§ **REQUEST**
Copy each line with the word "index" in it.

§ **PROVIDED MATERIAL**
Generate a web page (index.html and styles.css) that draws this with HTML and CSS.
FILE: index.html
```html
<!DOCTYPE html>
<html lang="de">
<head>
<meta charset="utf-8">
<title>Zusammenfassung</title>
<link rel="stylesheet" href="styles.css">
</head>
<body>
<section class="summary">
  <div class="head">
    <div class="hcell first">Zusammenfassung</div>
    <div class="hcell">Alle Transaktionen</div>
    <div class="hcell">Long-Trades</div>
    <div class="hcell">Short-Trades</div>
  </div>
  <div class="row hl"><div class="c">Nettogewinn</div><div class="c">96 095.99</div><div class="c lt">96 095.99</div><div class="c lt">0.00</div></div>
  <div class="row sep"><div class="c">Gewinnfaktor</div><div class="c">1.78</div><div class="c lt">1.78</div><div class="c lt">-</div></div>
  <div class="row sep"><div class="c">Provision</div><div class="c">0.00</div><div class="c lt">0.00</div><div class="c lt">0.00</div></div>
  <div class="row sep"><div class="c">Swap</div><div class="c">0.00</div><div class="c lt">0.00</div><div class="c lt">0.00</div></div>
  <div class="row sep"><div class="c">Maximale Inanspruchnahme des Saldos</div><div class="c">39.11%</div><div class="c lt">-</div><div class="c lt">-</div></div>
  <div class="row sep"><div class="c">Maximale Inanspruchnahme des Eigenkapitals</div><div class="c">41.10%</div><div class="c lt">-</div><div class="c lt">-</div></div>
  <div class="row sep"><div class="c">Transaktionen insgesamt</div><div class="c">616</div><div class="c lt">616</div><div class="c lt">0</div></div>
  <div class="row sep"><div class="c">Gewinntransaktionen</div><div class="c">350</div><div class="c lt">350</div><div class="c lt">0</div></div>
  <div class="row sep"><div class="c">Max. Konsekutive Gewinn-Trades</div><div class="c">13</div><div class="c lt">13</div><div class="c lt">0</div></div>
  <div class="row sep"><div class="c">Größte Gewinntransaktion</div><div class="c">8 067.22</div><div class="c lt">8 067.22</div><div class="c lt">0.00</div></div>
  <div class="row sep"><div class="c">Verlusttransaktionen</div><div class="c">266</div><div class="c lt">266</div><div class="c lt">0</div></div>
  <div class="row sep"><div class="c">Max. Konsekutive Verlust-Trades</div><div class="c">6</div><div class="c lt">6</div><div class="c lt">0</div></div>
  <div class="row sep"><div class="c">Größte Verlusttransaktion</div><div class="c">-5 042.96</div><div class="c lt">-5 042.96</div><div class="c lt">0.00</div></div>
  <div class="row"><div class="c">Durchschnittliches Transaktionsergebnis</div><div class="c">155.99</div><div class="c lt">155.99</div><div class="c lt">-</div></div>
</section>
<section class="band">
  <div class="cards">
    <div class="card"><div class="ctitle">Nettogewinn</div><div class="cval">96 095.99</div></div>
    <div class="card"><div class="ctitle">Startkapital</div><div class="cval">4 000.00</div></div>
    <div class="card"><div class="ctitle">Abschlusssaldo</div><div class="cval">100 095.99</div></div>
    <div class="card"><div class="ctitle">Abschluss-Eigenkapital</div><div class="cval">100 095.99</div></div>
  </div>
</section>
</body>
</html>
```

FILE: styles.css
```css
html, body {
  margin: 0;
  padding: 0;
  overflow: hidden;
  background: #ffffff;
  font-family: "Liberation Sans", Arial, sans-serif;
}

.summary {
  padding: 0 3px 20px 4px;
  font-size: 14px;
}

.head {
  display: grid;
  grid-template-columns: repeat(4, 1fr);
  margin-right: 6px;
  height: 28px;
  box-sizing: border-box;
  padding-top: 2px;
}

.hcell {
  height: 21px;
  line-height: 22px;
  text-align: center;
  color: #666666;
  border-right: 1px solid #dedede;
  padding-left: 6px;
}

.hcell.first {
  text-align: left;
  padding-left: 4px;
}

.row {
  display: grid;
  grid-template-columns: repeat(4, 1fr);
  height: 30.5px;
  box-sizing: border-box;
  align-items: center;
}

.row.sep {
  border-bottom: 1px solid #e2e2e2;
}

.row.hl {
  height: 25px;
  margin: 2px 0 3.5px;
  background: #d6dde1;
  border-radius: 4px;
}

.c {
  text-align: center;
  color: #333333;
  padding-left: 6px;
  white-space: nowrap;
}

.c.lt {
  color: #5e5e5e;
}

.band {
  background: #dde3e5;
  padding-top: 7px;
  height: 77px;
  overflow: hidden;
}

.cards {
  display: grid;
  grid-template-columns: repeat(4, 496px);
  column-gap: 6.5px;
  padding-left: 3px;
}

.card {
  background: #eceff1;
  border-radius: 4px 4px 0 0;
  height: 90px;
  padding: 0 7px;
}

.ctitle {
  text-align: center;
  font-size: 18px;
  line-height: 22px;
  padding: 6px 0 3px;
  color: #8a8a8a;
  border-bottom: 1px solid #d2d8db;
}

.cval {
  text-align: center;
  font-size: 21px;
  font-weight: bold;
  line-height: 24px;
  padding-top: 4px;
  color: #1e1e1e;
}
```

§ **THE RESULT**
Generate a web page (index.html and styles.css) that draws this with HTML and CSS.
FILE: index.html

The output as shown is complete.